§ **EXTRACTED INFORMATION**:
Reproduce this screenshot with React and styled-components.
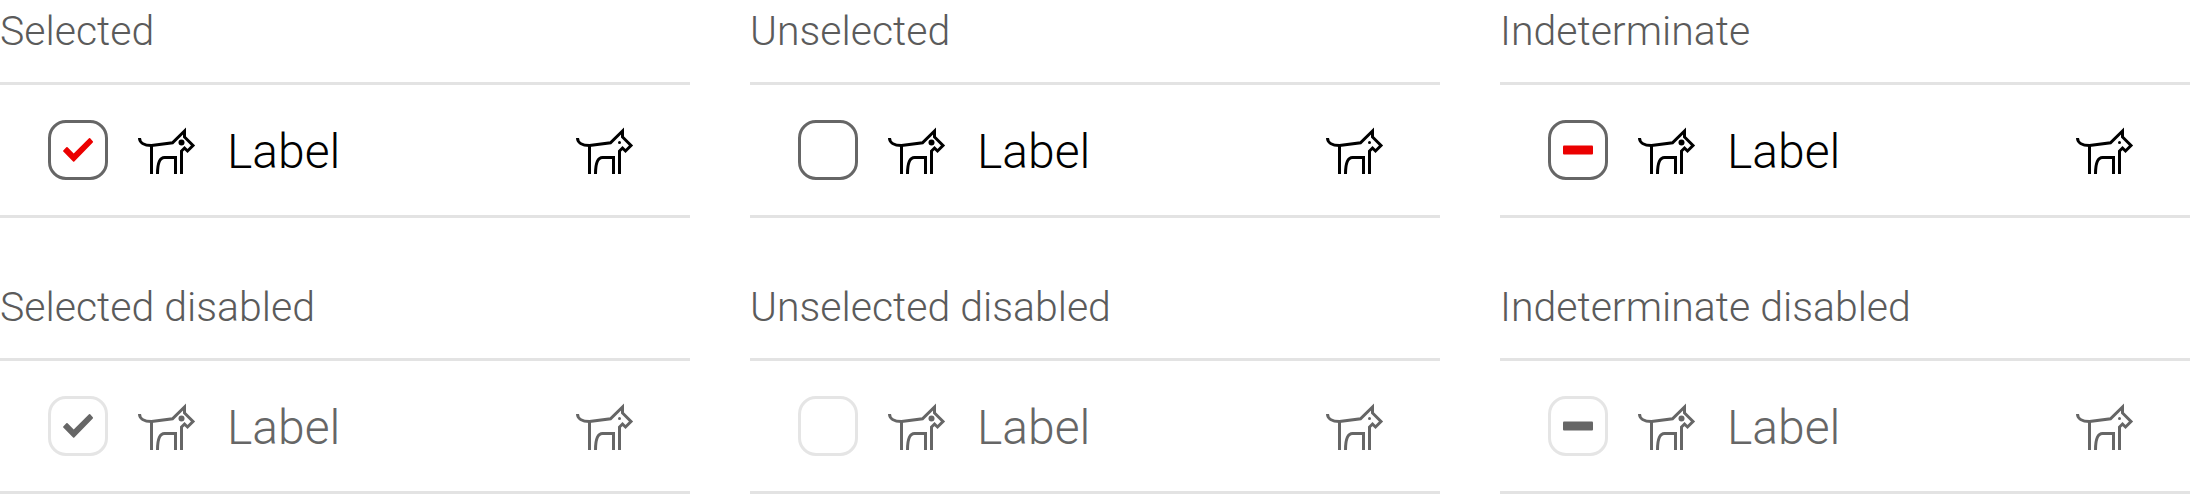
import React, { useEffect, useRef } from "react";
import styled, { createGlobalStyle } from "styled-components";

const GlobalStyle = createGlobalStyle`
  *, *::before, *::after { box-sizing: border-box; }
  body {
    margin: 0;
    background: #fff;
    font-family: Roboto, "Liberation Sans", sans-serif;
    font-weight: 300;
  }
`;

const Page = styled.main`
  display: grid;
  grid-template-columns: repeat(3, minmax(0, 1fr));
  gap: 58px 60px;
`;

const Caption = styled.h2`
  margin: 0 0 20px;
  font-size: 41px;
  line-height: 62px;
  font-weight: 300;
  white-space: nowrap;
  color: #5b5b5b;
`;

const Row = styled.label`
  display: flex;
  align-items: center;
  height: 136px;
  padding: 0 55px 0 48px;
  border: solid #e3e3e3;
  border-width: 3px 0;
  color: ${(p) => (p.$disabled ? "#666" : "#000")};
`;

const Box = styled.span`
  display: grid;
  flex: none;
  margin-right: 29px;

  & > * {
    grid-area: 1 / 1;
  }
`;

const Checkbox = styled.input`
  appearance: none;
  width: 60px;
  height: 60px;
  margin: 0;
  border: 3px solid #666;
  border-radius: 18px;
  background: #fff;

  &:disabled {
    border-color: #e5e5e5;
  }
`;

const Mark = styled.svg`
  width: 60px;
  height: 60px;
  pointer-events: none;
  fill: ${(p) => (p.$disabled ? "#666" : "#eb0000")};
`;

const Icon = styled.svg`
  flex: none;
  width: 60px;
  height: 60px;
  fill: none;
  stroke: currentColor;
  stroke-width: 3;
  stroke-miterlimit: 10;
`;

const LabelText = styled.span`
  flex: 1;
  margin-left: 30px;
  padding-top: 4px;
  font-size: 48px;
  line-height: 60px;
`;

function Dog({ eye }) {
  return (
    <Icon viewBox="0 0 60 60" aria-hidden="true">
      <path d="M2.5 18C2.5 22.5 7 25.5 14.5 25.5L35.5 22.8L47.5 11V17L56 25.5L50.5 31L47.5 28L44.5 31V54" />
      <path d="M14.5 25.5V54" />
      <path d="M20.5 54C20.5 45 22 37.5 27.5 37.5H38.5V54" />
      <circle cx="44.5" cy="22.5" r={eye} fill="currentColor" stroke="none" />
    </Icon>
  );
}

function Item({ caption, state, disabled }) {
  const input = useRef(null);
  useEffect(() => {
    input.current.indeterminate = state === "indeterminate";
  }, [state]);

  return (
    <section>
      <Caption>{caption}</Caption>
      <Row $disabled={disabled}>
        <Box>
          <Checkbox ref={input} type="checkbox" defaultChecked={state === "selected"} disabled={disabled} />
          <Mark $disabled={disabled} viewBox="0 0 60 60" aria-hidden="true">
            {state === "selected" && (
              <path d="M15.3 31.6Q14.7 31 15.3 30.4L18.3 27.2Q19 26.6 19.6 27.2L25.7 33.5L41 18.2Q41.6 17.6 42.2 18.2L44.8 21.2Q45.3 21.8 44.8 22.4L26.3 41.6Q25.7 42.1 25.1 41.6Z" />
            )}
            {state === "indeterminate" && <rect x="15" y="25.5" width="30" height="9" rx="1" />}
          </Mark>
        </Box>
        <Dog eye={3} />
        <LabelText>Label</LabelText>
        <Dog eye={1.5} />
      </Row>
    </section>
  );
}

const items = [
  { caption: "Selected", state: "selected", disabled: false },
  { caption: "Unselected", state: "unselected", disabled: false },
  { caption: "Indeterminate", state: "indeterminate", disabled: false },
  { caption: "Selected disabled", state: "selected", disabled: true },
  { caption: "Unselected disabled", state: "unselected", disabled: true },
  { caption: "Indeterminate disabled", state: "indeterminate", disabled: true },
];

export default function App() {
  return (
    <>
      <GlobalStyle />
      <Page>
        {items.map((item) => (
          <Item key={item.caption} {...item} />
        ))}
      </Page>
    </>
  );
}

==

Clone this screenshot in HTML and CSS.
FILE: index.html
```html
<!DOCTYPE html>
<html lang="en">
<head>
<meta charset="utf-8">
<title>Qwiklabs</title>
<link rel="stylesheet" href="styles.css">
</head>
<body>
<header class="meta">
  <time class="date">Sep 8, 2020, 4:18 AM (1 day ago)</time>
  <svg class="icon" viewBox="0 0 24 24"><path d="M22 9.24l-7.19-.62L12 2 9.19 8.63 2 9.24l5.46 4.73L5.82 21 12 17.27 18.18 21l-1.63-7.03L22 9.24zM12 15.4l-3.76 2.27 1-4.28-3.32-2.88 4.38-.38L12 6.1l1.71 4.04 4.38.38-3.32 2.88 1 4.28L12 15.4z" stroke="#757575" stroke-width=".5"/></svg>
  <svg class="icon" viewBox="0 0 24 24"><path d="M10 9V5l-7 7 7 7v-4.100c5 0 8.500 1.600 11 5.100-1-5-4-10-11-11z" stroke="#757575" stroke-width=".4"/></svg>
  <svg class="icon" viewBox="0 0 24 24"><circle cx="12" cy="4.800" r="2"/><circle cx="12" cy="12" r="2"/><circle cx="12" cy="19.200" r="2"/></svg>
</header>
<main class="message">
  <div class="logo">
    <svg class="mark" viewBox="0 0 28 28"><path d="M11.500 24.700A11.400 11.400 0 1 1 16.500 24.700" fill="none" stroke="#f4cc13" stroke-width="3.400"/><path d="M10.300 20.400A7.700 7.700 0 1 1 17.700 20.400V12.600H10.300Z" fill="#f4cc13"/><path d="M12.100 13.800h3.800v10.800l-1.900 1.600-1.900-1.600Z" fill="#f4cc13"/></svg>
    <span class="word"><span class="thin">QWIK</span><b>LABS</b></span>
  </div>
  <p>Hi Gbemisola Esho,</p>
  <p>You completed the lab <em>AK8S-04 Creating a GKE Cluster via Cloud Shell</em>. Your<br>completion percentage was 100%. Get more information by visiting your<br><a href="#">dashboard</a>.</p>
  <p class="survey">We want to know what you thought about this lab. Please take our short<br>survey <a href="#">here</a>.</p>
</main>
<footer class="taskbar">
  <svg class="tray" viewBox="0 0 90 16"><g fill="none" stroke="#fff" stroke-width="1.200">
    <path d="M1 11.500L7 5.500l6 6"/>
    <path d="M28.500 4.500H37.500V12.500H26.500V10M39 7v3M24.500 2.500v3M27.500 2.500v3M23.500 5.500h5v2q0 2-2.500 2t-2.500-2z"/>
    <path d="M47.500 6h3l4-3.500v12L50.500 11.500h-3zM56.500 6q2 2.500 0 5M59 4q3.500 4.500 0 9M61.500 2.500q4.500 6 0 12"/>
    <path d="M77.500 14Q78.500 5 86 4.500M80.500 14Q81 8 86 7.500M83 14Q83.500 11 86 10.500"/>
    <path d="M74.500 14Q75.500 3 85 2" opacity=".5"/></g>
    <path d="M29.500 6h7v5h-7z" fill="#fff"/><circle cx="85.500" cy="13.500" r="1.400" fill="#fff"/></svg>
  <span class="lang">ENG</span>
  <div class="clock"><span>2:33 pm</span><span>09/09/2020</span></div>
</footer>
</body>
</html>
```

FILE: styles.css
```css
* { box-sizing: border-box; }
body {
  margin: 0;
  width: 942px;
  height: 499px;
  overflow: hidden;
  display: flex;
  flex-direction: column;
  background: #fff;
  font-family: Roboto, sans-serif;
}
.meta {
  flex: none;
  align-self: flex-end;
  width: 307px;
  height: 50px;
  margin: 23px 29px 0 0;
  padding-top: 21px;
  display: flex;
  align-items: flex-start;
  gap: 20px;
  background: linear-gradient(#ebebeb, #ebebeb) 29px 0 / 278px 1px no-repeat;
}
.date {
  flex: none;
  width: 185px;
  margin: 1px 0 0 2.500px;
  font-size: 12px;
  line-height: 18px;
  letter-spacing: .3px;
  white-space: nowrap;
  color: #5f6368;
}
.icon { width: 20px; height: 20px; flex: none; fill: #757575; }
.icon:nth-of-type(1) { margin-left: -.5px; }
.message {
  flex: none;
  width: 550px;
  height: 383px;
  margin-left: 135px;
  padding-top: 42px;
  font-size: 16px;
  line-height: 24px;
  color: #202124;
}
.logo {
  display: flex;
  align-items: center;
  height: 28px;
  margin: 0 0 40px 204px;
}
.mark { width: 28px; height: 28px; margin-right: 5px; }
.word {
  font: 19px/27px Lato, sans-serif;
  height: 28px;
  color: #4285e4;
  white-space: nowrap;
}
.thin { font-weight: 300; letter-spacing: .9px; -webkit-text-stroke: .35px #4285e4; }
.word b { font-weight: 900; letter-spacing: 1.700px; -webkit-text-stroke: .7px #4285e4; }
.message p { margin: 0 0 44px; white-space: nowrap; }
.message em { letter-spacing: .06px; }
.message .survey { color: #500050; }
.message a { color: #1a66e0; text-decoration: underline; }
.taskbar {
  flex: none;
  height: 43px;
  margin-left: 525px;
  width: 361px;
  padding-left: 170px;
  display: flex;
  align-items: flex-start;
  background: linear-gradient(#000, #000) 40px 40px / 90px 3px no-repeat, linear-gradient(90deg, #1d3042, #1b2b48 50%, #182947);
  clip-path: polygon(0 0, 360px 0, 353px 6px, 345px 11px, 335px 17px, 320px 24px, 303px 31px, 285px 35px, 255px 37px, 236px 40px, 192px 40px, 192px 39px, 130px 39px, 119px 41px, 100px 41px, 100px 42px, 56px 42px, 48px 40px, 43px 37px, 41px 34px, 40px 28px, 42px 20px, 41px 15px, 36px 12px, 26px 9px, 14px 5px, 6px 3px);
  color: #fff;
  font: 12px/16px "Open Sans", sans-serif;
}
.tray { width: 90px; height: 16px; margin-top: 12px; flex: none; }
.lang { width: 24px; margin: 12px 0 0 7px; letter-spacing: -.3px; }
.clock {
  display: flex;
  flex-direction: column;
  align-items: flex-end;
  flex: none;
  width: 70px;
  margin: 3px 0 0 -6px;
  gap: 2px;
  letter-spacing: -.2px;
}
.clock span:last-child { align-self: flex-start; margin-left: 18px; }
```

---

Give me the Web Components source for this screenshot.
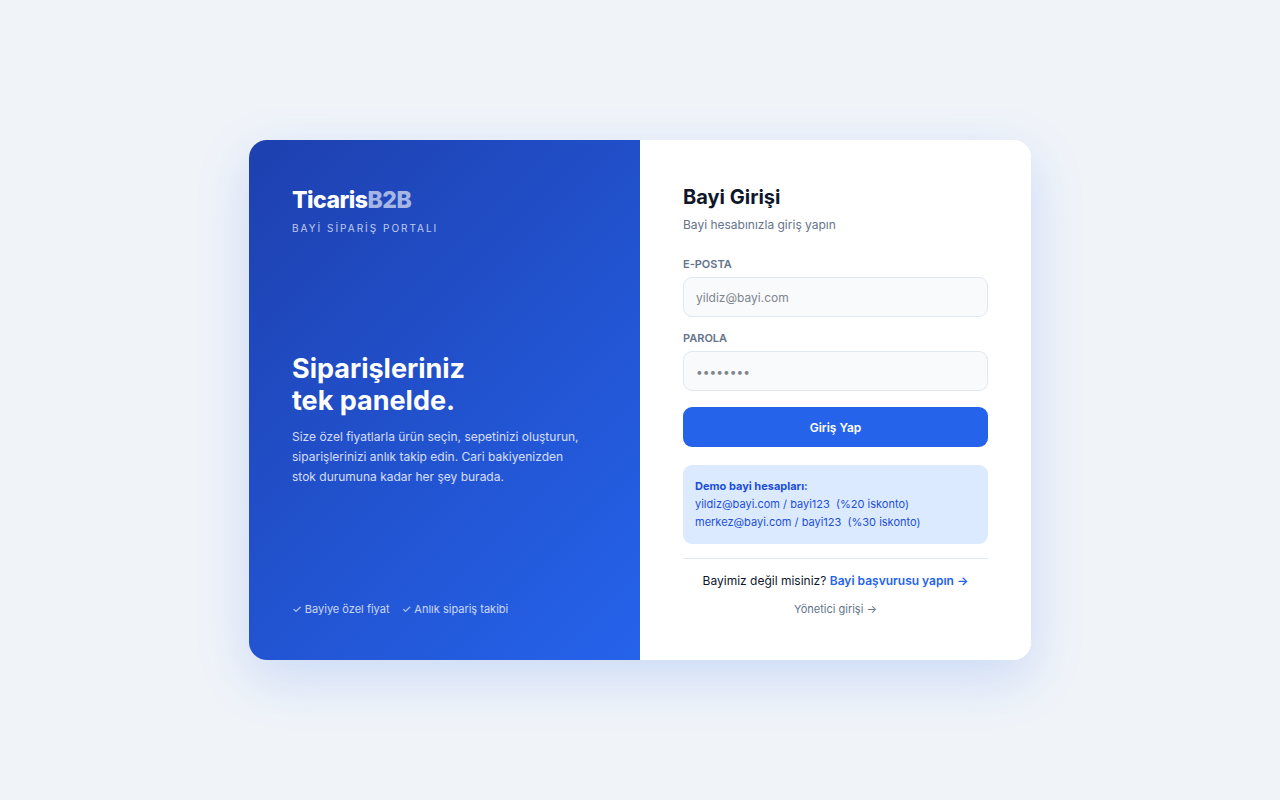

§ **EXERCISE**: From the listing above, report the number of lines containing the string "screenshot", without any accompanying remarks.

§ **COMPLETED TASK**: 3